I work on a WinCE environment where program download is rather slow; shrinking a 200MB debug executable to 20MB saved several minutes on every edit-rebuild-test cycle.

(The solution was to make sure string deduplication was on in the linker.)

ksk · on March 20, 2017

Hopefully so that Chrome can launch in under a second as opposed to the slow bloated mess that it currently is.

shultays · on March 21, 2017

Uh, what is "Mi", "Ki"? Is it Mebibyte, kibibyte? Wikipedia says correct abbreviation is MiB and KiB.

shaqbert · on March 20, 2017

Vincent Vanhoucke deserves a lot of credit for his naming skills... Bloaty McBloatface[1] is the best name I've seen in ages.

[1]: https://en.wikipedia.org/wiki/Boaty_McBoatface

tyingq · on March 20, 2017

I suppose Parsey McParseface goes in the same bucket: http://www.telegraph.co.uk/technology/2016/05/13/google-name...

ryan-allen · on March 21, 2017

TIL the submersibles aboard the RSS David Attenborough were actually named after the popular vote Boaty McBoatface, fantastic!

archgoon · on March 20, 2017

Was Vincent Vanhoucke the mind behind Boaty?
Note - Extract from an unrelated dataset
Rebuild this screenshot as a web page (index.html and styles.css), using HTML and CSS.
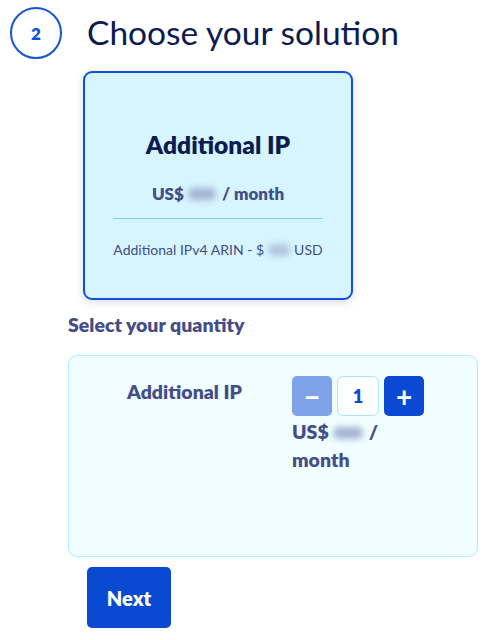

Or just Parsey?

skinofstars · on March 20, 2017

James Hand, a former BBC Jersey presenter, came up with Boaty McBoatface

http://www.bbc.co.uk/news/world-europe-jersey-35860760

geodel · on March 20, 2017

Are you sure it is not like Judge Judgy McJudgerson to simply call this name best?

21 · on March 20, 2017

Xy McXface was hilarious the first time, fun the second time, but I feel that now it's just lame to name something like this.

AnimalMuppet · on March 20, 2017

Given how close "Bloaty" is to "Boaty", this one gets a pass in my book...

bigiain · on March 20, 2017

Doubly so when you feel the need to explain the name in the footer...

ryan-allen · on March 21, 2017

It got a good snort out of me, so I'm satisfied!